## Problem statement
Where a line holds "React", copy it.

## Recorded information
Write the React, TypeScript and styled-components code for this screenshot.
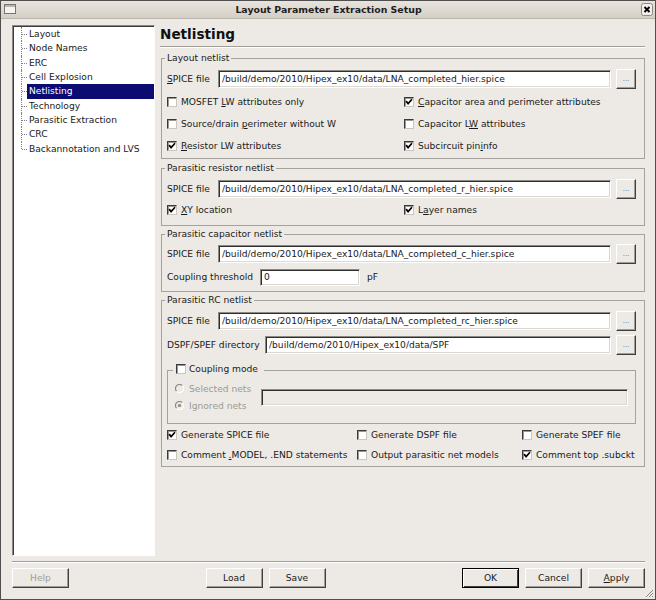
import React from 'react';
import styled, { createGlobalStyle } from 'styled-components';

const BG = '#edeae5';
const FONT = `'DejaVu Sans', 'Liberation Sans', sans-serif`;

const GlobalStyle = createGlobalStyle`
  html, body {
    margin: 0;
    padding: 0;
    background: ${BG};
  }
  body {
    font-family: ${FONT};
  }
`;

const Window = styled.div`
  position: relative;
  width: 656px;
  height: 600px;
  box-sizing: border-box;
  border: 1px solid #4e4e4e;
  background: ${BG};
  font-family: ${FONT};
  font-size: 9.15px;
  color: #1a1a1a;
  display: flex;
  flex-direction: column;
  overflow: hidden;
`;

const TitleBar = styled.div`
  height: 18px;
  flex: none;
  display: flex;
  align-items: flex-start;
  background: linear-gradient(#e8e4dd, #d4cfc6);
  border-bottom: 1px solid #bdb8af;
  box-sizing: border-box;
`;

const WinIcon = styled.svg`
  margin: 3px 0 0 3px;
  flex: none;
`;

const TitleText = styled.div`
  flex: 1;
  text-align: center;
  font-weight: bold;
  font-size: 9.4px;
  line-height: 17px;
  color: #1e1e1e;
`;

const CloseBox = styled.svg`
  margin: 2px 2px 0 0;
  flex: none;
`;

const Body = styled.div`
  flex: 1;
  display: flex;
  flex-direction: column;
  padding: 5px 10px 0 11px;
`;

const Main = styled.div`
  display: flex;
  align-items: flex-start;
  gap: 5px;
  height: 532px;
`;

const TreePanel = styled.div`
  width: 143px;
  height: 531px;
  margin-top: 1px;
  flex: none;
  box-sizing: border-box;
  background: #fff;
  border: 1px solid;
  border-color: #8a8781 #fff #fff #8a8781;
  box-shadow: inset 1px 1px 0 #3d3c3a;
  padding: 1px 0 0 14px;
`;

const TreeItem = styled.div<{ $selected?: boolean; $last?: boolean }>`
  position: relative;
  height: 14.33px;
  line-height: 14.33px;
  padding-left: 2px;
  white-space: nowrap;
  color: ${(p) => (p.$selected ? '#fff' : '#1a1a1a')};
  background: ${(p) => (p.$selected ? '#0b0b72' : 'transparent')};

  &::before {
    content: '';
    position: absolute;
    left: -5px;
    top: 7px;
    width: 5px;
    border-top: 1px dotted #808080;
  }

  &::after {
    content: '';
    position: absolute;
    left: -6px;
    top: 0;
    height: ${(p) => (p.$last ? '7px' : '100%')};
    border-left: 1px dotted #808080;
  }
`;

const Content = styled.div`
  flex: 1;
  display: flex;
  flex-direction: column;
`;

const Heading = styled.h1`
  margin: 0;
  font-size: 13.6px;
  line-height: 20px;
  font-weight: bold;
  color: #111;
`;

const Separator = styled.div<{ $mt: number }>`
  margin-top: ${(p) => p.$mt}px;
  border-top: 1px solid #a19e98;
  border-bottom: 1px solid #fff;
`;

const Group = styled.fieldset<{ $mt: number; $pt: number; $pb: number }>`
  margin: ${(p) => p.$mt}px 0 0 1px;
  padding: ${(p) => p.$pt}px 8px ${(p) => p.$pb}px 5px;
  border: 1px solid #a5a29d;
  min-width: 0;
`;

const Legend = styled.legend`
  padding: 0 2px;
  margin-left: -2px;
  line-height: 11px;
  font-size: 9.15px;
`;

const InnerGroup = styled.fieldset`
  margin: 8px 0 0 0;
  padding: 3px 7px 9px 7px;
  border: 1px solid #a5a29d;
  min-width: 0;
  display: flex;
  align-items: center;
`;

const InnerLegend = styled.legend`
  padding: 0 6px 0 3px;
  margin-left: -2px;
  line-height: 12px;
`;

const Row = styled.div<{ $mt?: number }>`
  display: flex;
  align-items: center;
  height: 20px;
  margin-top: ${(p) => p.$mt ?? 0}px;
`;

const Label = styled.span<{ $w: number }>`
  flex: none;
  width: ${(p) => p.$w}px;
  white-space: nowrap;
`;

const Field = styled.input<{ $w?: number; $h?: number; $disabled?: boolean }>`
  flex: ${(p) => (p.$w ? 'none' : '1')};
  width: ${(p) => (p.$w ? `${p.$w}px` : 'auto')};
  min-width: 0;
  height: ${(p) => p.$h ?? 18}px;
  box-sizing: border-box;
  margin: 0;
  padding: 0 3px;
  font: inherit;
  color: #1a1a1a;
  background: ${(p) => (p.$disabled ? BG : '#fff')};
  border: 1px solid;
  border-color: #8d8a85 #fff #fff #8d8a85;
  box-shadow: inset 1px 1px 0 #2e2e2e, inset -1px -1px 0 #dcd9d3;
  outline: none;
`;

const BrowseButton = styled.button`
  flex: none;
  width: 20px;
  height: 20px;
  margin: 0 0 0 5px;
  padding: 0;
  box-sizing: border-box;
  background: ${BG};
  border: 1px solid;
  border-color: #fff #3f3f3f #3f3f3f #fff;
  box-shadow: inset -1px -1px 0 #a09d98;
  font-family: ${FONT};
  font-size: 7px;
  line-height: 18px;
  color: #6b6966;
`;

const CheckGrid = styled.div<{ $cols: string; $row: number; $mt?: number }>`
  display: grid;
  grid-template-columns: ${(p) => p.$cols};
  grid-auto-rows: ${(p) => p.$row}px;
  margin-top: ${(p) => p.$mt ?? 0}px;
`;

const CheckLabel = styled.label<{ $gap?: number }>`
  display: inline-flex;
  align-items: center;
  gap: ${(p) => p.$gap ?? 4}px;
  white-space: nowrap;
`;

const Box = styled.span`
  flex: none;
  width: 10px;
  height: 10px;
  box-sizing: border-box;
  background: #fff;
  border: 1px solid;
  border-color: #3a3a3a #c9c6c0 #c9c6c0 #3a3a3a;
  box-shadow: inset 1px 1px 0 #9a9893;
  display: flex;
  align-items: center;
  justify-content: center;
`;

const RadioCol = styled.div`
  flex: none;
  width: 86px;
  display: flex;
  flex-direction: column;
`;

const RadioRow = styled.div`
  height: 17px;
  display: flex;
  align-items: center;
  gap: 5px;
  color: #9c9a96;
`;

const Unit = styled.span`
  margin-left: 7px;
  color: #1a1a1a;
`;

const ButtonBar = styled.div`
  margin-top: 5px;
  display: flex;
  justify-content: space-between;
`;

const ButtonGroup = styled.div`
  display: flex;
  gap: 6px;
`;

const PushButton = styled.button<{ $default?: boolean }>`
  width: 57px;
  height: 20px;
  margin: 0;
  padding: 0;
  box-sizing: border-box;
  background: ${BG};
  font-family: ${FONT};
  font-size: 9.15px;
  color: ${(p) => (p.disabled ? '#a09d98' : '#1a1a1a')};
  border: 1px solid;
  border-color: ${(p) => (p.$default ? '#000' : '#fff #3f3f3f #3f3f3f #fff')};
  box-shadow: ${(p) =>
    p.$default
      ? 'inset 1px 1px 0 #fff, inset -1px -1px 0 #3f3f3f'
      : 'inset -1px -1px 0 #a09d98'};
`;

const Grip = styled.svg`
  position: absolute;
  right: 1px;
  bottom: 1px;
`;

const Check = ({
  checked,
  gap,
  children,
}: {
  checked?: boolean;
  gap?: number;
  children: React.ReactNode;
}) => (
  <CheckLabel $gap={gap}>
    <Box>
      {checked && (
        <svg width="8" height="8" viewBox="0 0 8 8">
          <path d="M1.1 3.1 L3.1 5.6 L7 1.3" fill="none" stroke="#000" strokeWidth="1.7" />
        </svg>
      )}
    </Box>
    <span>{children}</span>
  </CheckLabel>
);

const Radio = ({ checked }: { checked?: boolean }) => (
  <svg width="9" height="9" viewBox="0 0 10 10">
    <path d="M8.2 1.8 A4.5 4.5 0 0 0 1.8 8.2" fill="none" stroke="#8c8a86" strokeWidth="1.3" />
    <path d="M1.8 8.2 A4.5 4.5 0 0 0 8.2 1.8" fill="none" stroke="#fff" strokeWidth="1.3" />
    {checked && <circle cx="5" cy="5" r="1.8" fill="#8c8a86" />}
  </svg>
);

const FileRow = ({
  label,
  width,
  value,
  mt,
}: {
  label: React.ReactNode;
  width: number;
  value: string;
  mt?: number;
}) => (
  <Row $mt={mt}>
    <Label $w={width}>{label}</Label>
    <Field readOnly value={value} />
    <BrowseButton>...</BrowseButton>
  </Row>
);

const treeItems = [
  'Layout',
  'Node Names',
  'ERC',
  'Cell Explosion',
  'Netlisting',
  'Technology',
  'Parasitic Extraction',
  'CRC',
  'Backannotation and LVS',
];

const base = '/build/demo/2010/Hipex_ex10/data/';

const App = (): JSX.Element => (
  <>
    <GlobalStyle />
    <Window>
      <TitleBar>
        <WinIcon width="12" height="10" viewBox="0 0 12 10">
          <rect x="0.5" y="0.5" width="11" height="9" fill="#f6f4f0" stroke="#77756f" />
          <rect x="1" y="1" width="10" height="2" fill="#b9b5ad" />
        </WinIcon>
        <TitleText>Layout Parameter Extraction Setup</TitleText>
        <CloseBox width="12" height="13" viewBox="0 0 12 13">
          <rect x="0.5" y="0.5" width="11" height="12" rx="2" fill="#f1efeb" stroke="#8d8982" />
          <path d="M3.5 4 L8.5 9 M8.5 4 L3.5 9" stroke="#000" strokeWidth="1.9" />
        </CloseBox>
      </TitleBar>

      <Body>
        <Main>
          <TreePanel>
            {treeItems.map((name, i) => (
              <TreeItem
                key={name}
                $selected={name === 'Netlisting'}
                $last={i === treeItems.length - 1}
              >
                {name}
              </TreeItem>
            ))}
          </TreePanel>

          <Content>
            <Heading>Netlisting</Heading>
            <Separator $mt={2} />

            <Group $mt={5} $pt={5} $pb={1}>
              <Legend>Layout netlist</Legend>
              <FileRow
                label={
                  <>
                    <u>S</u>PICE file
                  </>
                }
                width={51}
                value={`${base}LNA_completed_hier.spice`}
              />
              <CheckGrid $cols="237px 1fr" $row={22} $mt={2}>
                <Check>
                  MOSFET <u>L</u>W attributes only
                </Check>
                <Check checked>
                  <u>C</u>apacitor area and perimeter attributes
                </Check>
                <Check>
                  Source/drain <u>p</u>erimeter without W
                </Check>
                <Check>
                  Capacitor L<u>W</u> attributes
                </Check>
                <Check checked>
                  <u>R</u>esistor LW attributes
                </Check>
                <Check checked>
                  Subcircuit pin<u>i</u>nfo
                </Check>
              </CheckGrid>
            </Group>

            <Group $mt={4} $pt={5} $pb={4}>
              <Legend>Parasitic resistor netlist</Legend>
              <FileRow label="SPICE file" width={51} value={`${base}LNA_completed_r_hier.spice`} />
              <CheckGrid $cols="237px 1fr" $row={22}>
                <Check checked>
                  <u>X</u>Y location
                </Check>
                <Check checked>
                  L<u>a</u>yer names
                </Check>
              </CheckGrid>
            </Group>

            <Group $mt={3} $pt={4} $pb={4}>
              <Legend>Parasitic capacitor netlist</Legend>
              <FileRow label="SPICE file" width={51} value={`${base}LNA_completed_c_hier.spice`} />
              <Row $mt={3}>
                <Label $w={93}>Coupling threshold</Label>
                <Field readOnly value="0" $w={100} $h={17} />
                <Unit>pF</Unit>
              </Row>
            </Group>

            <Group $mt={3} $pt={5} $pb={1}>
              <Legend>Parasitic RC netlist</Legend>
              <FileRow label="SPICE file" width={51} value={`${base}LNA_completed_rc_hier.spice`} />
              <FileRow
                label="DSPF/SPEF directory"
                width={98}
                value={`${base}SPF`}
                mt={4}
              />
              <InnerGroup>
                <InnerLegend>
                  <Check gap={3}>Coupling mode</Check>
                </InnerLegend>
                <RadioCol>
                  <RadioRow>
                    <Radio />
                    Selected nets
                  </RadioRow>
                  <RadioRow>
                    <Radio checked />
                    Ignored nets
                  </RadioRow>
                </RadioCol>
                <Field readOnly value="" $h={17} $disabled />
              </InnerGroup>
              <CheckGrid $cols="190px 165px 1fr" $row={20} $mt={1}>
                <Check checked>Generate SPICE file</Check>
                <Check>Generate DSPF file</Check>
                <Check>Generate SPEF file</Check>
                <Check>
                  Comment <u>.</u>MODEL, .END statements
                </Check>
                <Check>Output parasitic net models</Check>
                <Check checked>Comment top .subckt</Check>
              </CheckGrid>
            </Group>
          </Content>
        </Main>

        <Separator $mt={5} />

        <ButtonBar>
          <ButtonGroup>
            <PushButton disabled>Help</PushButton>
          </ButtonGroup>
          <ButtonGroup>
            <PushButton>Load</PushButton>
            <PushButton>Save</PushButton>
          </ButtonGroup>
          <ButtonGroup>
            <PushButton $default>OK</PushButton>
            <PushButton>Cancel</PushButton>
            <PushButton>
              <u>A</u>pply
            </PushButton>
          </ButtonGroup>
        </ButtonBar>
      </Body>

      <Grip width="10" height="10" viewBox="0 0 10 10">
        <path d="M9 2 L2 9 M9 5 L5 9 M9 8 L8 9" stroke="#8d8a85" strokeWidth="1" />
      </Grip>
    </Window>
  </>
);

export default App;
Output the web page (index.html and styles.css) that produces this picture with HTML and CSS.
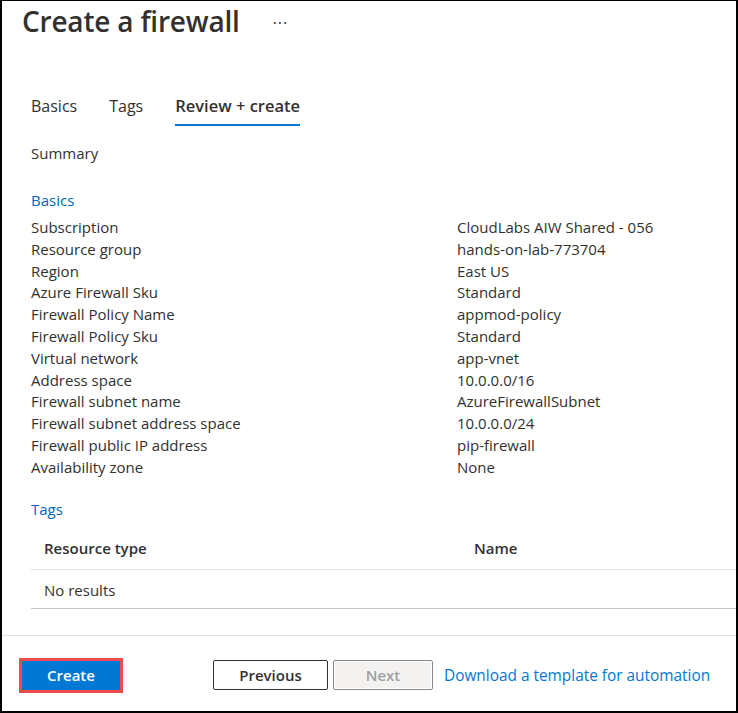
FILE: index.html
```html
<!DOCTYPE html>
<html>
<head>
<meta charset="utf-8">
<link rel="stylesheet" href="styles.css">
</head>
<body>
<div class="frame">
  <div class="main">
    <div class="title-row">
      <h1 class="title">Create a firewall</h1>
      <span class="more">···</span>
    </div>
    <div class="tabs">
      <span class="tab">Basics</span>
      <span class="tab">Tags</span>
      <span class="tab active">Review + create</span>
    </div>
    <div class="summary">Summary</div>
    <div class="section-title">Basics</div>
    <div class="props">
      <div class="prop"><span class="k">Subscription</span><span class="v">CloudLabs AIW Shared - 056</span></div>
      <div class="prop"><span class="k">Resource group</span><span class="v">hands-on-lab-773704</span></div>
      <div class="prop"><span class="k">Region</span><span class="v">East US</span></div>
      <div class="prop"><span class="k">Azure Firewall Sku</span><span class="v">Standard</span></div>
      <div class="prop"><span class="k">Firewall Policy Name</span><span class="v">appmod-policy</span></div>
      <div class="prop"><span class="k">Firewall Policy Sku</span><span class="v">Standard</span></div>
      <div class="prop"><span class="k">Virtual network</span><span class="v">app-vnet</span></div>
      <div class="prop"><span class="k">Address space</span><span class="v">10.0.0.0/16</span></div>
      <div class="prop"><span class="k">Firewall subnet name</span><span class="v">AzureFirewallSubnet</span></div>
      <div class="prop"><span class="k">Firewall subnet address space</span><span class="v">10.0.0.0/24</span></div>
      <div class="prop"><span class="k">Firewall public IP address</span><span class="v">pip-firewall</span></div>
      <div class="prop"><span class="k">Availability zone</span><span class="v">None</span></div>
    </div>
    <div class="section-title tags-title">Tags</div>
    <div class="grid">
      <div class="grow head"><span class="c1">Resource type</span><span class="c2">Name</span></div>
      <div class="grow body-row"><span class="c1">No results</span></div>
    </div>
  </div>
  <div class="footer">
    <div class="create-wrap"><button class="btn primary">Create</button></div>
    <button class="btn prev">Previous</button>
    <button class="btn next" disabled>Next</button>
    <a class="link" href="#">Download a template for automation</a>
  </div>
</div>
</body>
</html>
```
FILE: styles.css
```css
* { box-sizing: border-box; }
html, body { margin: 0; padding: 0; background: #fff; }
body {
  font-family: "Open Sans", "Noto Sans", sans-serif;
  color: #323130;
}
.frame {
  width: 738px;
  height: 713px;
  border-left: 2px solid #000;
  border-top: 1px solid #000;
  border-right: 2px solid #000;
  border-bottom: 2px solid #000;
  display: flex;
  flex-direction: column;
  overflow: hidden;
}
.main {
  flex: 1;
  padding-left: 29px;
}
.title-row {
  display: flex;
  align-items: center;
  margin-left: -9px;
  height: 40px;
}
.title {
  margin: 0;
  font-size: 28px;
  font-weight: 600;
  line-height: 40px;
  letter-spacing: -0.2px;
}
.more {
  margin-left: 33px;
  margin-top: 3px;
  font-size: 16px;
  letter-spacing: 1px;
  color: #323130;
}
.tabs {
  display: flex;
  gap: 32px;
  margin-top: 51px;
  height: 35px;
}
.tab {
  font-size: 16px;
  line-height: 28px;
  height: 34px;
}
.tab.active {
  font-weight: 600;
  font-size: 16.5px;
  border-bottom: 2px solid #0078d4;
}
.summary {
  font-size: 15px;
  line-height: 20px;
  margin-top: 16px;
}
.section-title {
  font-size: 15px;
  line-height: 20px;
  color: #0067b8;
  margin-top: 27px;
}
.props {
  margin-top: 7px;
}
.prop {
  display: flex;
  font-size: 15px;
  line-height: 21.8px;
  height: 21.8px;
}
.k { width: 426px; }
.tags-title { margin-top: 20px; }
.grid {
  margin-top: 8px;
  margin-right: -1px;
}
.grow {
  display: flex;
  font-size: 15px;
  height: 40px;
  align-items: center;
  border-bottom: 1px solid #e1dfdd;
  padding-left: 13px;
}
.grow.head { font-weight: 600; height: 43px; padding-top: 1px; }
.grow.body-row {
  height: 39px;
  padding-top: 2px;
  border-bottom-color: #c8c6c4;
}
.c1 { width: 430px; }
.footer {
  border-top: 1px solid #e1dfdd;
  height: 76px;
  display: flex;
  align-items: center;
  padding-left: 17px;
  padding-top: 3px;
}
.create-wrap {
  border: 3px solid #f04a4f;
  padding: 0;
  margin-right: 90px;
}
.btn {
  font-family: inherit;
  font-size: 15px;
  font-weight: 600;
  height: 29px;
  border-radius: 2px;
  padding: 0;
  cursor: pointer;
}
.primary {
  display: block;
  width: 98px;
  background: #0078d4;
  color: #fff;
  border: none;
  border-radius: 0;
}
.prev {
  width: 115px;
  background: #fff;
  color: #323130;
  border: 1px solid #323130;
  margin-right: 5px;
  height: 30px;
}
.next {
  width: 100px;
  height: 30px;
  background: #f3f2f1;
  color: #a19f9d;
  border: 1px solid #8a8886;
  box-shadow: inset 0 0 0 1px #fff;
  margin-right: 11px;
}
.link {
  font-size: 15.4px;
  color: #0078d4;
  text-decoration: none;
}
```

## Task response
Write the React, TypeScript and styled-components code for this screenshot.
import React from 'react';
  children: React.ReactNode;
  label: React.ReactNode;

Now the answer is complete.